Make a distinction between use and reserve. You rotate an active kitchen supply. An emergency buffer is largely left alone, except for inspection and periodic replacement. This separation prevents your emergency supply from slowly disappearing into normal use without you noticing.

For many households, a mix is strongest: a base of regular shelf-stable food, supplemented with specialized products for longer storage and quicker deployment. This is usually wiser than relying entirely on supermarket stock or completely switching to expensive emergency meals. It depends on budget, space, family composition, and scenario.

Those who want to build systematically prefer to choose by time of use. Breakfast, main meals, snacks, hot drinks, and direct calorie sources. Then you quickly see if your supply is truly livable or only seems sufficient on paper. That's also why a specialized assortment, as you expect from DUTCHPREPPER, works more practically for many people than arbitrary purchases from multiple places. You think in systems instead of individual products.

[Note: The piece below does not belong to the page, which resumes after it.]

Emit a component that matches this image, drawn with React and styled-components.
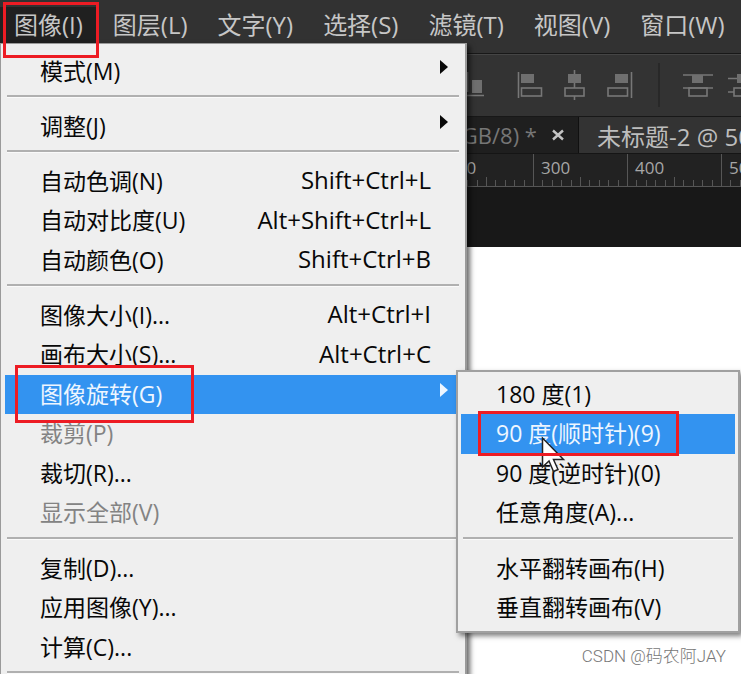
import React from "react";
import styled, { createGlobalStyle, css } from "styled-components";

const GlobalStyle = createGlobalStyle`
  *, *::before, *::after { box-sizing: border-box; }
  body { margin: 0; background: #fff; }
  button {
    margin: 0; padding: 0; border: 0; background: none;
    font: inherit; color: inherit; text-align: left; white-space: nowrap;
  }
`;

const Screen = styled.div`
  position: relative;
  height: 100vh;
  overflow: hidden;
  background: #fff;
  font-family: "Open Sans", "Noto Sans CJK SC", sans-serif;
`;

const MenuBar = styled.nav`
  display: flex;
  gap: 2px;
  padding: 7px 0 10px;
  background: #323232;
`;

const MenuBarButton = styled.button`
  flex: none;
  height: 36px;
  padding: 0 14px;
  line-height: 36px;
  font-size: 24px;
  color: #c6c6c6;
  background: ${(p) => (p.$open ? "#202020" : "transparent")};
`;

const OptionsBar = styled.div`
  display: flex;
  align-items: center;
  height: 64px;
  padding-left: 452px;
  gap: 30px;
  overflow: hidden;
  background: #333;
  border-top: 1px solid #181818;
  border-bottom: 1px solid #181818;
  box-shadow: inset 0 1px #454545;
`;

const ToolGroup = styled.div`
  display: flex;
  flex: none;
  gap: 13px;
`;

const ToolButton = styled.button`
  display: block;
  width: 32px;
  height: 32px;
  svg { display: block; }
`;

const ToolDivider = styled.div`
  flex: none;
  width: 2px;
  height: 44px;
  margin: 0 -8px;
  background: #282828;
`;

const TabStrip = styled.div`
  display: flex;
  height: 37px;
  background: #1f1f1f;
  border-bottom: 1px solid #151515;
`;

const Tab = styled.div`
  display: flex;
  align-items: center;
  flex: none;
  white-space: nowrap;
  ${(p) =>
    p.$active
      ? css`
          flex: 1 0 auto;
          padding-left: 18px;
          font-size: 24px;
          color: #bdbdbd;
          background: #333;
        `
      : css`
          justify-content: flex-end;
          width: 579px;
          padding-right: 13px;
          gap: 14px;
          font-size: 22px;
          color: #767676;
          border-right: 1px solid #101010;
        `}
`;

const TabClose = styled.button`
  width: 14px;
  height: 14px;
  svg { display: block; }
`;

const Ruler = styled.div`
  display: flex;
  height: 33px;
  padding-left: 439px;
  overflow: hidden;
  background: #222;
  border-bottom: 1px solid #555;
`;

const RulerSegment = styled.div`
  display: flex;
  flex: none;
  flex-direction: column;
  justify-content: space-between;
  width: 94px;
  border-left: 1px solid #565656;
`;

const RulerLabel = styled.span`
  padding-left: 7px;
  line-height: 27px;
  font-size: 17px;
  font-weight: 500;
  color: #a6a6a6;
`;

const Ticks = styled.div`
  display: flex;
  align-items: flex-end;
  height: 9px;
  margin-top: -4px;
`;

const Tick = styled.i`
  flex: 1;
  height: ${(p) => (p.$mid ? 9 : 6)}px;
  border-right: ${(p) => (p.$last ? 0 : 1)}px solid #565656;
`;

const Pasteboard = styled.div`
  height: 60px;
  background: #181818;
`;

const Popup = styled.div`
  position: absolute;
  background: #efefef;
  font-size: 23px;
  color: #080808;
`;

const MainMenu = styled(Popup)`
  top: 43px;
  left: 0;
  width: 467px;
  padding: 8px 4px 4px;
  border: 1px solid #9a9a9a;
  border-width: 1px 2px 1px 1px;
  box-shadow: 3px 3px 5px rgba(0, 0, 0, 0.6);
`;

const SubMenu = styled(Popup)`
  top: 370px;
  left: 456px;
  width: 284px;
  padding: 3px;
  border: 2px solid #a0a0a0;
  box-shadow: 3px 3px 5px rgba(0, 0, 0, 0.5);
`;

const Separator = styled.hr`
  height: 2px;
  margin: 4px 2px 10px;
  border: 0;
  background: #b0b0b0;
  box-shadow: 0 1px #fafafa;
`;

const MenuRow = styled.button`
  display: flex;
  align-items: center;
  justify-content: space-between;
  width: 100%;
  height: 39px;
  padding: 0 ${(p) => (p.$arrow ? 12 : 30)}px 4px 35px;
  &:nth-of-type(even) { height: 40px; }
  &:disabled { color: #838383; }
  ${(p) =>
    p.$active &&
    css`
      color: #eef6ff;
      background: #3393f0;
    `}
`;

const Shortcut = styled.span`
  font-size: 24px;
`;

const Arrow = styled.svg`
  display: block;
  margin-bottom: 6px;
`;

const Annotation = styled.div`
  position: absolute;
  top: ${(p) => p.$top}px;
  left: ${(p) => p.$left}px;
  width: ${(p) => p.$width}px;
  height: ${(p) => p.$height}px;
  border: 3px solid #ed1c24;
  pointer-events: none;
`;

const Pointer = styled.svg`
  position: absolute;
  top: 436px;
  left: 541px;
  pointer-events: none;
`;

const Watermark = styled.div`
  position: absolute;
  right: 15px;
  bottom: 6px;
  line-height: 24px;
  font-family: Roboto, "Noto Sans CJK SC", sans-serif;
  font-size: 17px;
  font-weight: 300;
  color: #777;
`;

const bar = ["图像(I)", "图层(L)", "文字(Y)", "选择(S)", "滤镜(T)", "视图(V)", "窗口(W)"];

const mainGroups = [
  [{ label: "模式(M)", arrow: true }],
  [{ label: "调整(J)", arrow: true }],
  [
    { label: "自动色调(N)", keys: "Shift+Ctrl+L" },
    { label: "自动对比度(U)", keys: "Alt+Shift+Ctrl+L" },
    { label: "自动颜色(O)", keys: "Shift+Ctrl+B" },
  ],
  [
    { label: "图像大小(I)...", keys: "Alt+Ctrl+I" },
    { label: "画布大小(S)...", keys: "Alt+Ctrl+C" },
    { label: "图像旋转(G)", arrow: true, active: true },
    { label: "裁剪(P)", disabled: true },
    { label: "裁切(R)..." },
    { label: "显示全部(V)", disabled: true },
  ],
  [{ label: "复制(D)..." }, { label: "应用图像(Y)..." }, { label: "计算(C)..." }],
  [],
];

const rotateGroups = [
  [
    { label: "180 度(1)" },
    { label: "90 度(顺时针)(9)", active: true },
    { label: "90 度(逆时针)(0)" },
    { label: "任意角度(A)..." },
  ],
  [{ label: "水平翻转画布(H)" }, { label: "垂直翻转画布(V)" }],
];

const icons = {
  bottom: (
    <>
      <path d="M14 26.5H32M15.5 3V23" />
      <rect x="20" y="11" width="10" height="13" fill="#6f6f6f" stroke="none" />
    </>
  ),
  left: (
    <>
      <path d="M4.5 3V29" />
      <rect x="7" y="5" width="13" height="9" fill="#6f6f6f" stroke="none" />
      <rect x="7.5" y="19" width="20" height="8" />
    </>
  ),
  center: (
    <>
      <path d="M15.5 1V19M15.5 27V31" />
      <rect x="9" y="5" width="13" height="9" fill="#6f6f6f" stroke="none" />
      <rect x="6" y="19" width="19" height="8" />
    </>
  ),
  right: (
    <>
      <path d="M27.5 3V29" />
      <rect x="11" y="5" width="13" height="9" fill="#6f6f6f" stroke="none" />
      <rect x="4" y="19" width="19.5" height="8" />
    </>
  ),
  spreadTop: (
    <>
      <path d="M1 6H31M1 19H31" />
      <rect x="10" y="6" width="11" height="8" fill="#6f6f6f" stroke="none" />
      <rect x="7" y="19" width="18" height="8" />
    </>
  ),
  spreadMiddle: (
    <>
      <path d="M1 9.5H31M1 23H7M25 23H31" />
      <rect x="10" y="5" width="11" height="9" fill="#6f6f6f" stroke="none" />
      <rect x="7" y="19" width="18" height="8" />
    </>
  ),
};

function Tool({ name }) {
  return (
    <ToolButton aria-label={name}>
      <svg width="32" height="32" fill="none" stroke="#777" strokeWidth="1.6">
        {icons[name]}
      </svg>
    </ToolButton>
  );
}

function Items({ groups }) {
  return groups.map((group, g) => (
    <React.Fragment key={g}>
      {g > 0 && <Separator />}
      <div>
        {group.map((item) => (
          <MenuRow
            key={item.label}
            role="menuitem"
            disabled={item.disabled}
            $active={item.active}
            $arrow={item.arrow}
          >
            <span>{item.label}</span>
            {item.keys && <Shortcut>{item.keys}</Shortcut>}
            {item.arrow && (
              <Arrow width="10" height="14" fill="currentColor" aria-hidden="true">
                <path d="M1 0L9 7L1 14Z" />
              </Arrow>
            )}
          </MenuRow>
        ))}
      </div>
    </React.Fragment>
  ));
}

export default function App() {
  return (
    <Screen>
      <GlobalStyle />
      <MenuBar>
        {bar.map((label, i) => (
          <MenuBarButton key={label} $open={i === 0}>
            {label}
          </MenuBarButton>
        ))}
      </MenuBar>
      <OptionsBar>
        <Tool name="bottom" />
        <ToolGroup>
          <Tool name="left" />
          <Tool name="center" />
          <Tool name="right" />
        </ToolGroup>
        <ToolDivider />
        <ToolGroup>
          <Tool name="spreadTop" />
          <Tool name="spreadMiddle" />
        </ToolGroup>
      </OptionsBar>
      <TabStrip>
        <Tab>
          <span>(RGB/8) *</span>
          <TabClose aria-label="close">
            <svg width="14" height="14" stroke="#c4c4c4" strokeWidth="2.4">
              <path d="M2 2.5L12 11.5M12 2.5L2 11.5" />
            </svg>
          </TabClose>
        </Tab>
        <Tab $active>未标题-2 @ 50</Tab>
      </TabStrip>
      <Ruler>
        {[200, 300, 400, 500].map((value) => (
          <RulerSegment key={value}>
            <RulerLabel>{value}</RulerLabel>
            <Ticks>
              {Array.from({ length: 10 }, (_, i) => (
                <Tick key={i} $mid={i === 4} $last={i === 9} />
              ))}
            </Ticks>
          </RulerSegment>
        ))}
      </Ruler>
      <Pasteboard />
      <Watermark>CSDN @码农阿JAY</Watermark>
      <MainMenu role="menu">
        <Items groups={mainGroups} />
      </MainMenu>
      <SubMenu role="menu">
        <Items groups={rotateGroups} />
      </SubMenu>
      <Pointer width="26" height="38" aria-hidden="true">
        <path
          d="M1.5 2V31L8 25L12.5 35.5L17 33.5L12.5 23.5H22.5Z"
          fill="#fff"
          stroke="#222"
          strokeWidth="1.5"
        />
      </Pointer>
      <Annotation $left={3} $top={2} $width={96} $height={56} />
      <Annotation $left={15} $top={365} $width={179} $height={58} />
      <Annotation $left={478} $top={411} $width={201} $height={45} />
    </Screen>
  );
}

Buying long-lasting food with a sober checklist

Ask yourself four things about each product: how long will it last under my storage conditions, how much energy does it provide, what do I need to prepare it, and will I realistically use it? If one of these four scores weakly, the price or purpose must compensate.

Then look at the packaging unit. Large packages are efficient but less convenient if you don't have a good storage method after opening. Small portions cost more but limit waste and provide flexibility in an emergency. For solo users and bug-out applications, small units are often more logical. For families at home, not always.

A serious food supply doesn't have to be luxurious, but it does have to be well thought out. Buy for scenarios, not for the feeling of full shelves. Those who keep that in mind build a supply that is not only long-lasting but also usable when it really matters.

Ultimately, the best supply is not the largest, but the supply you can use without hassle under pressure.